Saturday, August 21, 2010

The Missing Weight

It was a night of frenzy: of cool water washing me clean, rhythm and oblivion where even children's laughter faded away at the end of a summer evening. My hair was tied up in a pony tail and yet the water dripped, leaving shadows like large, seeping teardrops on my shirt. 

The building I live in is at the back of an alley. The moment I push the gate open, I stumbled and crashed into--I don't remember what it was, for it was only a momentary void from which I re-emerged to feel a slight pain in my navel. Back home I put my hand on my belly and a piece of my broken navel ring fell onto the floor.

The navel ring was a birthday gift I had had on my body for six years. It had traveled from a foreign country and come to me in a padded envelope. It was a simple design and a bargain from a small shop. I am someone who likes simple adornments. Once I have a relationship with a piece of accessory, I like to keep it for a long time.

For the next ten days I carried that missing weight. It grew on me: at night when I laid in bed and put myself to sleep; in the morning when I examined strangers' faces on the train; at any moment of the day when I drifted around a shopping mall, on the street, into a cafe to get my pick-me-up coffee. Six years. Now an absence.

The lady who pierced my navel half a life ago, her name is Anna. Through the glitter of the display window I looked for her. She was a tall and slim figure standing on a fold-up chair. I could not tell if she was cleaning or decorating her ceiling, but she was attending to something. Something to make her shop shine.

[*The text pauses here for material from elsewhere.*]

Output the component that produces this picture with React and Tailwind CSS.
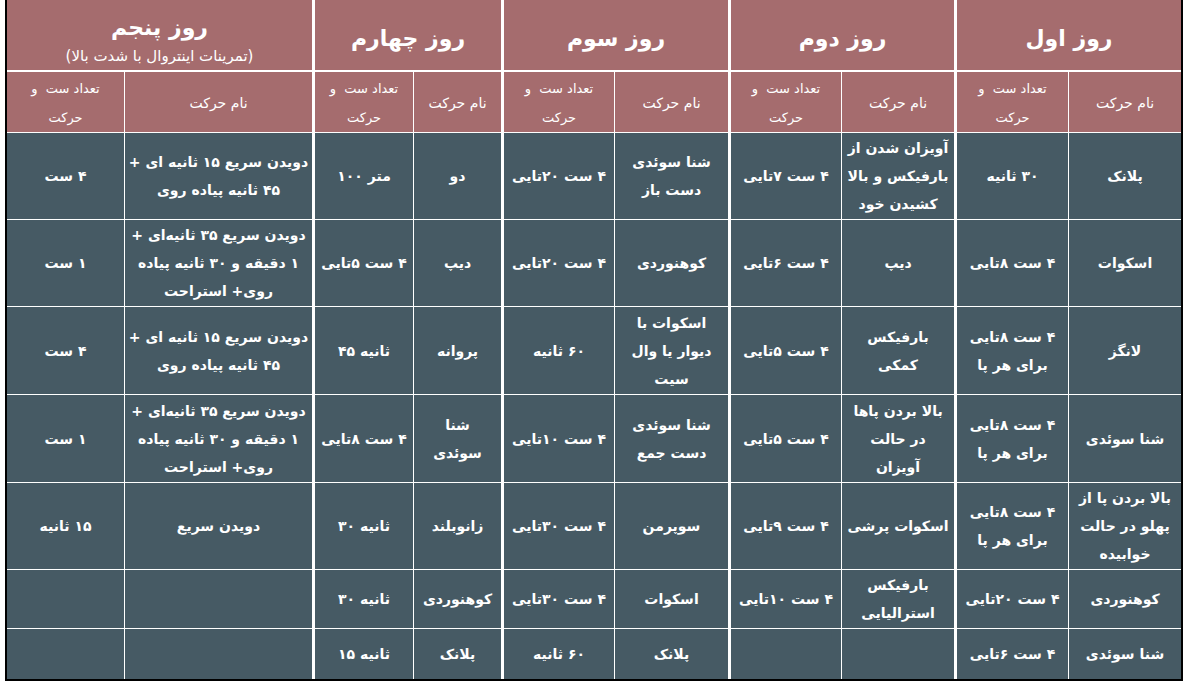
import React from 'react';

const COLS = 'grid-cols-[113px_114px_113px_113px_114px_113px_88px_101px_188px_117px]';

const days = [
  { title: 'روز اول' },
  { title: 'روز دوم' },
  { title: 'روز سوم' },
  { title: 'روز چهارم' },
  { title: 'روز پنجم', sub: '(تمرینات اینتروال با شدت بالا)' },
];

// each row: [name, sets] for day 1..5 (right to left); a string with | breaks lines
const rows = [
  {
    h: 'h-[88px]',
    cells: [
      ['پلانک', '۳۰ ثانیه'],
      ['آویزان شدن از|بارفیکس و بالا|کشیدن خود', '۴ ست ۷تایی'],
      ['شنا سوئدی|دست باز', '۴ ست ۲۰تایی'],
      ['دو', 'متر ۱۰۰'],
      ['دویدن سریع ۱۵ ثانیه ای +|۴۵ ثانیه پیاده روی', '۴ ست'],
    ],
  },
  {
    h: 'h-[87px]',
    cells: [
      ['اسکوات', '۴ ست ۸تایی'],
      ['دیپ', '۴ ست ۶تایی'],
      ['کوهنوردی', '۴ ست ۲۰تایی'],
      ['دیپ', '۴ ست ۵تایی'],
      ['دویدن سریع ۳۵ ثانیه‌ای +|۱ دقیقه و ۳۰ ثانیه پیاده|روی+ استراحت', '۱ ست'],
    ],
  },
  {
    h: 'h-[88px]',
    cells: [
      ['لانگز', '۴ ست ۸تایی|برای هر پا'],
      ['بارفیکس|کمکی', '۴ ست ۵تایی'],
      ['اسکوات با|دیوار یا وال|سیت', '۶۰ ثانیه'],
      ['پروانه', 'ثانیه ۴۵'],
      ['دویدن سریع ۱۵ ثانیه ای +|۴۵ ثانیه پیاده روی', '۴ ست'],
    ],
  },
  {
    h: 'h-[88px]',
    cells: [
      ['شنا سوئدی', '۴ ست ۸تایی|برای هر پا'],
      ['بالا بردن پاها|در حالت|آویزان', '۴ ست ۵تایی'],
      ['شنا سوئدی|دست جمع', '۴ ست ۱۰تایی'],
      ['شنا|سوئدی', '۴ ست ۸تایی'],
      ['دویدن سریع ۳۵ ثانیه‌ای +|۱ دقیقه و ۳۰ ثانیه پیاده|روی+ استراحت', '۱ ست'],
    ],
  },
  {
    h: 'h-[87px]',
    cells: [
      ['بالا بردن پا از|پهلو در حالت|خوابیده', '۴ ست ۸تایی|برای هر پا'],
      ['اسکوات پرشی', '۴ ست ۹تایی'],
      ['سوپرمن', '۴ ست ۳۰تایی'],
      ['زانوبلند', 'ثانیه ۳۰'],
      ['دویدن سریع', '۱۵ ثانیه'],
    ],
  },
  {
    h: 'h-[59px]',
    cells: [
      ['کوهنوردی', '۴ ست ۲۰تایی'],
      ['بارفیکس|استرالیایی', '۴ ست ۱۰تایی'],
      ['اسکوات', '۴ ست ۳۰تایی'],
      ['کوهنوردی', 'ثانیه ۳۰'],
      ['', ''],
    ],
  },
  {
    h: 'h-[50px]',
    cells: [
      ['شنا سوئدی', '۴ ست ۶تایی'],
      ['', ''],
      ['پلانک', '۶۰ ثانیه'],
      ['پلانک', 'ثانیه ۱۵'],
      ['', ''],
    ],
  },
];

function Lines({ text }) {
  const parts = text.split('|');
  return (
    <span>
      {parts.map((p, i) => (
        <React.Fragment key={i}>
          {i > 0 && <br />}
          {p}
        </React.Fragment>
      ))}
    </span>
  );
}

export default function App() {
  return (
    <div className="w-[1185px] h-[682px] bg-white font-['DejaVu_Sans',sans-serif] text-white">
      <div dir="rtl" className="ml-[5px] w-[1178px] border-x-2 border-b-2 border-black">
        {/* day titles */}
        <div className={`grid ${COLS} h-[72px] bg-[#a56c6e]`}>
          {days.map((d, i) => (
            <div
              key={i}
              className={`col-span-2 flex flex-col items-center border-b-2 border-white ${
                i < 4 ? 'border-l-[3px] justify-center pt-[7px]' : 'pt-[13px]'
              }`}
            >
              <div className="text-[22px] font-bold leading-[30px]">{d.title}</div>
              {d.sub && <div className="text-[15px] leading-[26px]">{d.sub}</div>}
            </div>
          ))}
        </div>

        {/* column titles */}
        <div className={`grid ${COLS} h-[60px] bg-[#a56c6e] text-[13px] leading-[29px]`}>
          {days.map((d, i) => (
            <React.Fragment key={i}>
              <div className="flex items-center justify-center border-b border-l border-white pt-[2px] text-center text-[14px]">
                نام حرکت
              </div>
              <div
                className={`flex items-center justify-center border-b border-white pt-[2px] text-center ${
                  i < 4 ? 'border-l-[3px]' : ''
                }`}
              >
                <span>
                  تعداد ست&nbsp; و
                  <br />
                  حرکت
                </span>
              </div>
            </React.Fragment>
          ))}
        </div>

        {/* body */}
        {rows.map((r, ri) => (
          <div
            key={ri}
            className={`grid ${COLS} ${r.h} bg-[#465a64] text-[14px] font-bold leading-[28px]`}
          >
            {r.cells.map(([name, sets], di) => (
              <React.Fragment key={di}>
                <div
                  className={`flex items-center justify-center border-l border-white text-center ${
                    ri < rows.length - 1 ? 'border-b' : ''
                  }`}
                >
                  <Lines text={name} />
                </div>
                <div
                  className={`flex items-center justify-center border-white text-center ${
                    ri < rows.length - 1 ? 'border-b' : ''
                  } ${di < 4 ? 'border-l-[3px]' : ''}`}
                >
                  <Lines text={sets} />
                </div>
              </React.Fragment>
            ))}
          </div>
        ))}
      </div>
    </div>
  );
}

I saw my new navel ring. A silver bar and a heart-shaped crystal. When I failed to put it on myself--for some reason I could not see or sense clearly in that alien setting--Anna put on a pair of plastic gloves and took over. She rubbed the bar with a bit of ointment and swiftly inserted the bar into my piercing. I did not watch.

I did not watch the first time. When she pierced the sharpened steel bar through my skin, I was reading a UK music magazine. I managed to stay perfectly quiet and still--my piercing did not bleed but only showed a hint of blood, a moment of satisfaction for a piercing artist who dealt with nervous or whiny customers half of the time.

Years later Anna and I shared that space again. Only she did not know that I had often thought of her and that moment. That I was both delighted and disappointed to see her. Anna, now older, is more subdued in her attire and presence, though she is still the artist who guarded her passion in a small shop at a dark shopping arcade.

Year after year, Anna has been there and she will remain. She has long, flowing hair and she is good at what she does. Our town knows her--she has been in most newspapers and tomorrow night she will be on the TV screen again. I know this because she asked for my email address on Facebook when I said, you did this for me a long time ago.

'Watch me on TVB this Saturday night,' she said. Even her smile seemed a lot more down-to-earth than what I remembered. It was her and it was me. She is here and I am here again. And I no longer carry that missing weight.

Saturday, August 7, 2010

Waiting (I)

As a small child I waited to see where I would be transposed to--my mother in what would be a permanently alien setting for me, or my grandparents in a household filled with love but also an immense void. When life was settled amid a lot of tears, I read, scribbled and sang everyday. The waiting in my heart did not cease until my hope was vividly impossible: I was to sit still, to watch my relatives live out their normal existence while I grew, bottled up with confusion and anger. Books did not always save me: one day my grandma saw a cockroach climbing up my arms, and she screamed at me for bringing the insect into our home with the stink of the library book.

On most nights I drew, skipped homework, stayed up to watch MTVs when everyone else had gone to sleep. To ease my daily anguish, I fought with adults, threw away their letters, unclipped their clothes from the drying rack outside the windows ('Fly, fly away!'), mixed my grandpa's whiskey with Chinese tea. When all was said and done I sneaked off to hang out in the park downstairs until I was barred from re-entry, me shaking the metal gate: 'Fuck! I'm back' (in Cantonese--I already learned to swear at that age as my youngest uncle, who's living with us and a bit of a 'slow' person, swore a lot) Other times I was caught red-handed: I put the money back, slammed the drawer, cried.

My caretakers rarely scolded and never hit me: they felt they had no right to do it, I was not their child. On one occasion a laid-back aunt lost her temper, when she came home to see her hamsters were wet and shivering. It was not bad intention on my part--at 7-year-old I wondered why hamsters never needed a bath, so I sprayed water over them in the shower in a spirit of celebration. As my grandma and auntie attempted to warm the poor things up with a hairdryer, Little Blackie ran around the cage in panic and sprained his little feet. For the next few days Little Blackie had a tiny piece of a towel soaked in Chinese medicated wine wrapped around his feet.

The adults shunned me for days, calling me a bad, cold-hearted child who did not even care for animals. The hamsters recovered though eventually their lives came to an end. One morning my grandma put Little Blackie on a piece of cardboard on the floor, so it could rest comfortably and we could watch him go.